Report each line of the data that includes the word "this".

Material to process:
_ _ _ _ _ _ _

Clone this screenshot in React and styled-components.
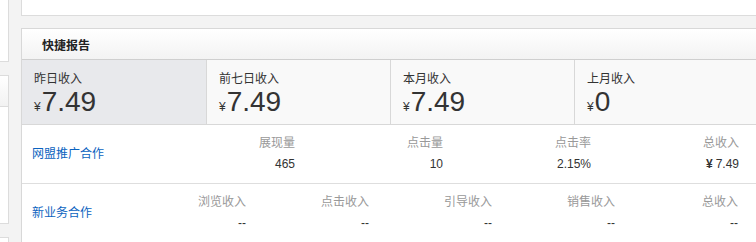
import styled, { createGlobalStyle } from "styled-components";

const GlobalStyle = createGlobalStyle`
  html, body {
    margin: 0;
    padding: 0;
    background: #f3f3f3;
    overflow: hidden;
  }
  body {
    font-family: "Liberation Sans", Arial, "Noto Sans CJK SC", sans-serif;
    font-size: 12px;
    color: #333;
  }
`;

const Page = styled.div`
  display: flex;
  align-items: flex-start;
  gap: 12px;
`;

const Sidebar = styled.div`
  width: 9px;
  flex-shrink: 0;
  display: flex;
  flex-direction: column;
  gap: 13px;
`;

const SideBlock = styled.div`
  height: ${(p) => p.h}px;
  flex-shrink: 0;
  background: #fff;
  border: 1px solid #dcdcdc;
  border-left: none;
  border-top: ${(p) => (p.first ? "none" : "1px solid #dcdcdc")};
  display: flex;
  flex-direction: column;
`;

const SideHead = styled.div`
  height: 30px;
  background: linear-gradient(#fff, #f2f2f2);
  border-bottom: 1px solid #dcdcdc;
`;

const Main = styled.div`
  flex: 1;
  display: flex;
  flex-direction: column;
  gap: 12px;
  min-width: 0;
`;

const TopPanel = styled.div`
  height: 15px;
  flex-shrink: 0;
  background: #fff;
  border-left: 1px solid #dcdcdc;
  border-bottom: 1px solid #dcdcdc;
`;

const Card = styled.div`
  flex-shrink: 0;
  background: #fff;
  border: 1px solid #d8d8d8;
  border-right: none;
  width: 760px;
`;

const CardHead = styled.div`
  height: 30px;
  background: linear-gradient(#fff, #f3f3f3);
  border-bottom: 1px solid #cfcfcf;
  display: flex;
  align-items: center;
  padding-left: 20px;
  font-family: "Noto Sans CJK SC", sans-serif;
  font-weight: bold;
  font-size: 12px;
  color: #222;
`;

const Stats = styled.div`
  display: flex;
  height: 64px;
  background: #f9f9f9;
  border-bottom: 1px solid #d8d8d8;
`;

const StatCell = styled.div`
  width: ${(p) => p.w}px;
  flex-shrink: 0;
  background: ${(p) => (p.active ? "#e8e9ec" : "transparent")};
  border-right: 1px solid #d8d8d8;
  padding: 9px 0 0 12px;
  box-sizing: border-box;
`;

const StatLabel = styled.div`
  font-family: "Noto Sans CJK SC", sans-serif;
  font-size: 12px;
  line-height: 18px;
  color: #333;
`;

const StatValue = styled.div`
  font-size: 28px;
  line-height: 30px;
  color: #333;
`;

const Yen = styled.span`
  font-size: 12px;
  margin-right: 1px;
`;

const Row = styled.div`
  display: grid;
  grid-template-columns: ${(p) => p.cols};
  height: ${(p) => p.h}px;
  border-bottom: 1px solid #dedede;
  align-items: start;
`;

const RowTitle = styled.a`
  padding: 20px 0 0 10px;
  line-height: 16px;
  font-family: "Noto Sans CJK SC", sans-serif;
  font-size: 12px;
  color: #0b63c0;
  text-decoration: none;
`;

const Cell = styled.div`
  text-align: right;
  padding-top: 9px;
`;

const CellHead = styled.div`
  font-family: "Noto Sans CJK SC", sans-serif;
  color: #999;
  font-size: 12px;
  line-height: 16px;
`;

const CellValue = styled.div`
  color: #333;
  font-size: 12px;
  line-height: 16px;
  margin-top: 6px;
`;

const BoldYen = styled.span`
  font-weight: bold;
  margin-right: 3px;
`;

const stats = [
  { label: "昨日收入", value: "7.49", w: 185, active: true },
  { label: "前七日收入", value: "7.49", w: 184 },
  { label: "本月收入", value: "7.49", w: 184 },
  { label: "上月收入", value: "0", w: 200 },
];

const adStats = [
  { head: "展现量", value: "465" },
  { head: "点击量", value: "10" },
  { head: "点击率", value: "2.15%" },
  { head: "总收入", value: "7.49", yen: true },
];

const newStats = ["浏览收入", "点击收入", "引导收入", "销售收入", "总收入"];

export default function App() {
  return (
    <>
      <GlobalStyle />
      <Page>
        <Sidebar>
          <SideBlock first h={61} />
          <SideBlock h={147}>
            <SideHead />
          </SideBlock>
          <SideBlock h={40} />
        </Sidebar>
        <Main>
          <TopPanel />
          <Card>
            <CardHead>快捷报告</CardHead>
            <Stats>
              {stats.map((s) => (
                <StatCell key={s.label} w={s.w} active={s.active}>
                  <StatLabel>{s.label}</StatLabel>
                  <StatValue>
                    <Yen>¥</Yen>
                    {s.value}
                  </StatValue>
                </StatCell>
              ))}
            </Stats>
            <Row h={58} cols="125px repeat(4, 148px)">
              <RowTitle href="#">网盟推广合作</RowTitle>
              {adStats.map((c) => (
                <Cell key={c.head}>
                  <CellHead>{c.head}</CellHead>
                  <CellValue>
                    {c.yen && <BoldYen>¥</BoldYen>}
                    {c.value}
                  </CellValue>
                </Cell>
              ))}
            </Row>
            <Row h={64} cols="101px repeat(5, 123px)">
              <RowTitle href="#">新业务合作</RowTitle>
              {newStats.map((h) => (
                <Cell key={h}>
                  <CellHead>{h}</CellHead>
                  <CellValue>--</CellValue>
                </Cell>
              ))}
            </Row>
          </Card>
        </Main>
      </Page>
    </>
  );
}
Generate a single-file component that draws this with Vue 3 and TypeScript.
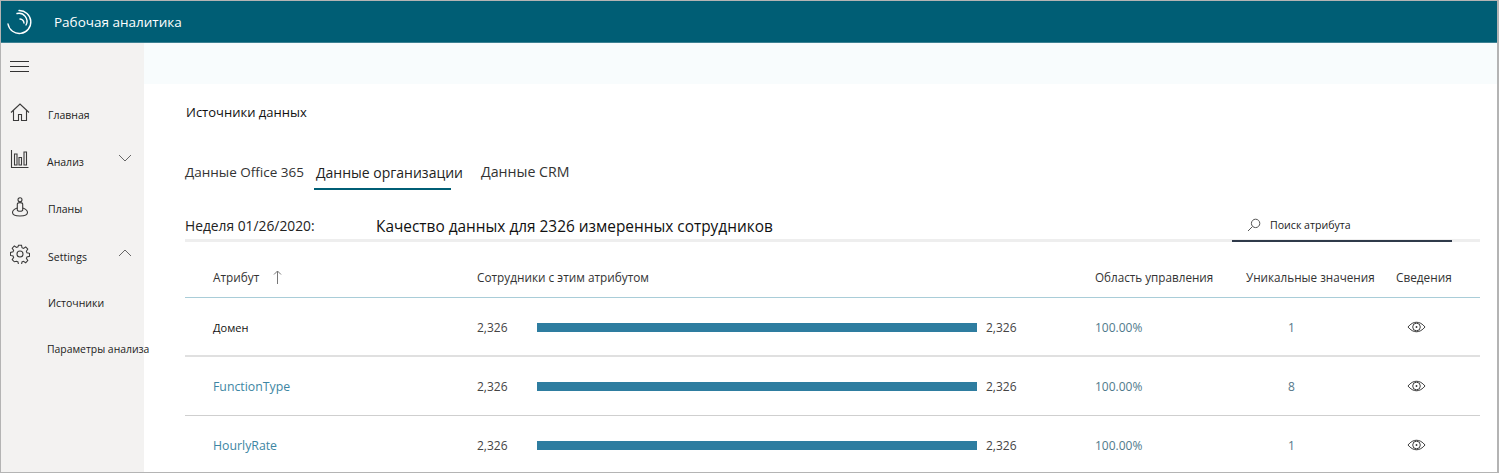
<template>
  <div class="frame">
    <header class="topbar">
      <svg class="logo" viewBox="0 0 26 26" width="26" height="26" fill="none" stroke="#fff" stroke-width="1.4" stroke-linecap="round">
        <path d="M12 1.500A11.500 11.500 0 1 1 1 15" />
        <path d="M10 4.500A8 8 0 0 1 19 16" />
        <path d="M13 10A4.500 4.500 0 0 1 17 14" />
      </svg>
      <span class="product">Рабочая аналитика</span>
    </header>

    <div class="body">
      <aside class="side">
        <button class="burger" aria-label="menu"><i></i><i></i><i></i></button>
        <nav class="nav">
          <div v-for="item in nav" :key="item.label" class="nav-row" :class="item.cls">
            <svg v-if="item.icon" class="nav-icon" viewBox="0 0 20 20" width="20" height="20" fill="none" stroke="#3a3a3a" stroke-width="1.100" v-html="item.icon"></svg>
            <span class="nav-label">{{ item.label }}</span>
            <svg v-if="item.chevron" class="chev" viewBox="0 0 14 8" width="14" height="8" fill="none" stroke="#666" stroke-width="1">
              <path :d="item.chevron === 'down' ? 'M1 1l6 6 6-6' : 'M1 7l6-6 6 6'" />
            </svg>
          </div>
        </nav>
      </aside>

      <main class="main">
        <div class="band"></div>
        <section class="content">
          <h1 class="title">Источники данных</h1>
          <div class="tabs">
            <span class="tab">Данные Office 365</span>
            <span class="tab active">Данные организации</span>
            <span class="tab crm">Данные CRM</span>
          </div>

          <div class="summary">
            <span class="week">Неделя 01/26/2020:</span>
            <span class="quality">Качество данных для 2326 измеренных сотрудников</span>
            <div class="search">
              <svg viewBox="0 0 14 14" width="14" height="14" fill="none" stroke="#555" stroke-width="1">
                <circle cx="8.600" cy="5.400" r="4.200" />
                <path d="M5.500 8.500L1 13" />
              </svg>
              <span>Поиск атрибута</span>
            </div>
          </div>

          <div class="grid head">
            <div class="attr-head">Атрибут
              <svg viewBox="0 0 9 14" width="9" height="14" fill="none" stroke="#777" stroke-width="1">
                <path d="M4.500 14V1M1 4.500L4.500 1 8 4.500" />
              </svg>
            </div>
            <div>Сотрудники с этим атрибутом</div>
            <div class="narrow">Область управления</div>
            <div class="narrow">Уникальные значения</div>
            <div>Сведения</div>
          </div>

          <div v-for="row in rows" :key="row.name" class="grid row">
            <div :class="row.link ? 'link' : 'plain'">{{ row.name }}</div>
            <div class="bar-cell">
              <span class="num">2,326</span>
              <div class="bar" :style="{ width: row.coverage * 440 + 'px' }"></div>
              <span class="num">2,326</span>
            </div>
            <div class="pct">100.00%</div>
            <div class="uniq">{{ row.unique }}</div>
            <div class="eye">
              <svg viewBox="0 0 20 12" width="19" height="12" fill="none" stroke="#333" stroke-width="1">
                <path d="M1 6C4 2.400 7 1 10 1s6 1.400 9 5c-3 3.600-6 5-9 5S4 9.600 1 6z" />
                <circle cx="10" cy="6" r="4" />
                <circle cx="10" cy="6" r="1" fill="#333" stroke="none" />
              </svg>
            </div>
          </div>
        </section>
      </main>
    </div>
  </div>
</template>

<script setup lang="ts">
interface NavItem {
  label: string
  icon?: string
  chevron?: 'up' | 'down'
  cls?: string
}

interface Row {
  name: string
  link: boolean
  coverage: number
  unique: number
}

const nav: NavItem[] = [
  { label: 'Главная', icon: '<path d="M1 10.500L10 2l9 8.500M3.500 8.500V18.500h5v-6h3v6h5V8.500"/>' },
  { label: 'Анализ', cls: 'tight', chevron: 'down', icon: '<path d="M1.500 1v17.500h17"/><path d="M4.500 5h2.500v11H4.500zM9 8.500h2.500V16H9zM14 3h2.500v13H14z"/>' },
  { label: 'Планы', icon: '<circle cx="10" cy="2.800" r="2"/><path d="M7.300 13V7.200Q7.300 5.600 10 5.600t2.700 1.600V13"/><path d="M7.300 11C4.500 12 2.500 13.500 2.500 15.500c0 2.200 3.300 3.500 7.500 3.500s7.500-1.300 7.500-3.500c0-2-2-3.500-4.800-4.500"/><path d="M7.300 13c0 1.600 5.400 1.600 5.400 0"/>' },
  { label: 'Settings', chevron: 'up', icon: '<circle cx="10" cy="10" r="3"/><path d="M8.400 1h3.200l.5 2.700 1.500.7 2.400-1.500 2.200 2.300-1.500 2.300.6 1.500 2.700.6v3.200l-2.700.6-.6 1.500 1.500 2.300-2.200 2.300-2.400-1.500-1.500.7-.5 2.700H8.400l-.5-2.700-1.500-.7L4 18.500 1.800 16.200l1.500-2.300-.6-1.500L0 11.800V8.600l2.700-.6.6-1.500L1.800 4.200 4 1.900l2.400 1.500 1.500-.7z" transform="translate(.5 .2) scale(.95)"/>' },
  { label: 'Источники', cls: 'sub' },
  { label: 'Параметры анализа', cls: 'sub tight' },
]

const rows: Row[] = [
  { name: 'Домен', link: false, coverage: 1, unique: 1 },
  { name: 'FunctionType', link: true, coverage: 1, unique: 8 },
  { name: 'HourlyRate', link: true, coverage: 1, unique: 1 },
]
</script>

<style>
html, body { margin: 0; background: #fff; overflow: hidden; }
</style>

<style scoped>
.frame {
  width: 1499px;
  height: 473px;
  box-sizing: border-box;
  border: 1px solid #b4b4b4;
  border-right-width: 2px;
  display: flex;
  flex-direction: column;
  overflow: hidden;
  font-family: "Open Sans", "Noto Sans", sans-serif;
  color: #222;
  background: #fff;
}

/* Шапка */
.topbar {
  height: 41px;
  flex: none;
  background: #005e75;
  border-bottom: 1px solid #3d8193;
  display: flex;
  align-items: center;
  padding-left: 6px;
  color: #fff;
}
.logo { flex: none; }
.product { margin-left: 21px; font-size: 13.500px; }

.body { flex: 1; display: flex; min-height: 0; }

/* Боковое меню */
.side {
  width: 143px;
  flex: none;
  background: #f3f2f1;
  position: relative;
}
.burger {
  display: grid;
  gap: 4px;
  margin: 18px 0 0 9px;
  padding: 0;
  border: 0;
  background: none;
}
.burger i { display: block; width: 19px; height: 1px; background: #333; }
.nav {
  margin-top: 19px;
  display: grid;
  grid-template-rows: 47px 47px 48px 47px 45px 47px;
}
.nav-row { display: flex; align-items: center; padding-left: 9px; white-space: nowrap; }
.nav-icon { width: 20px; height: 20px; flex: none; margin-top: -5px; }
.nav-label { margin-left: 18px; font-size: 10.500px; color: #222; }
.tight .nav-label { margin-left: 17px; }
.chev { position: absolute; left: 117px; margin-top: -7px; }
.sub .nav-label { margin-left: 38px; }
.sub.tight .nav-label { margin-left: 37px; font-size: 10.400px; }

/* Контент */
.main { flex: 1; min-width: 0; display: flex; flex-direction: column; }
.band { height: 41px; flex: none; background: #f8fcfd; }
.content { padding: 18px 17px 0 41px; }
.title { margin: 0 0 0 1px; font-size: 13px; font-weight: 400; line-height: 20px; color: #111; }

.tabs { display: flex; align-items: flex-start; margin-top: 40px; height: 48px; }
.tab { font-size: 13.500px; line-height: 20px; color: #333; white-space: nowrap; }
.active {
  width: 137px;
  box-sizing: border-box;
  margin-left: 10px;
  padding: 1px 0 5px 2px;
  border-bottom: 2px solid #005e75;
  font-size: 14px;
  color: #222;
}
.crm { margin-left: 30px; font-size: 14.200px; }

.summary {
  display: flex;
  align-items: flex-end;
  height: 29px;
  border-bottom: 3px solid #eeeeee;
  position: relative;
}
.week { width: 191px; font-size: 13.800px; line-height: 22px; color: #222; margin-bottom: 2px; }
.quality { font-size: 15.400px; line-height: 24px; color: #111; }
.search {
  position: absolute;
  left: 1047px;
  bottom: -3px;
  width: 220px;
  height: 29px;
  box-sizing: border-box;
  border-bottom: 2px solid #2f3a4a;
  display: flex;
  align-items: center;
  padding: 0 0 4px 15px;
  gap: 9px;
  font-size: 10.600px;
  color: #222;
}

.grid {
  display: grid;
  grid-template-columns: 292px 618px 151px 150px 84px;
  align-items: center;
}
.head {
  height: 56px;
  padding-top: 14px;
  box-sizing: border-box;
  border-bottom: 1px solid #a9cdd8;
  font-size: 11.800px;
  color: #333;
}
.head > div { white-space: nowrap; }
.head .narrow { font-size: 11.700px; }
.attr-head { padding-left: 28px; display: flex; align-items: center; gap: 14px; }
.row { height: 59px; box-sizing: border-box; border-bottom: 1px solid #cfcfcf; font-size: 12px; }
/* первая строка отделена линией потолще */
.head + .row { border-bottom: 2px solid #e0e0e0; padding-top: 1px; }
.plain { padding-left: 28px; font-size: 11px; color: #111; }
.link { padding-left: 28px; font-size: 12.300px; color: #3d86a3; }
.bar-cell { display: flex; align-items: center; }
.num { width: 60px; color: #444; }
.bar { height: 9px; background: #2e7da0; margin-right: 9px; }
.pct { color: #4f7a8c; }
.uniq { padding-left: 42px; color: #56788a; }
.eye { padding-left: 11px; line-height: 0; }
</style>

_ _ _ _ _ _ _

Exercise solution:
Clone this screenshot in React and styled-components.
Generate a single-file component that draws this with Vue 3 and TypeScript.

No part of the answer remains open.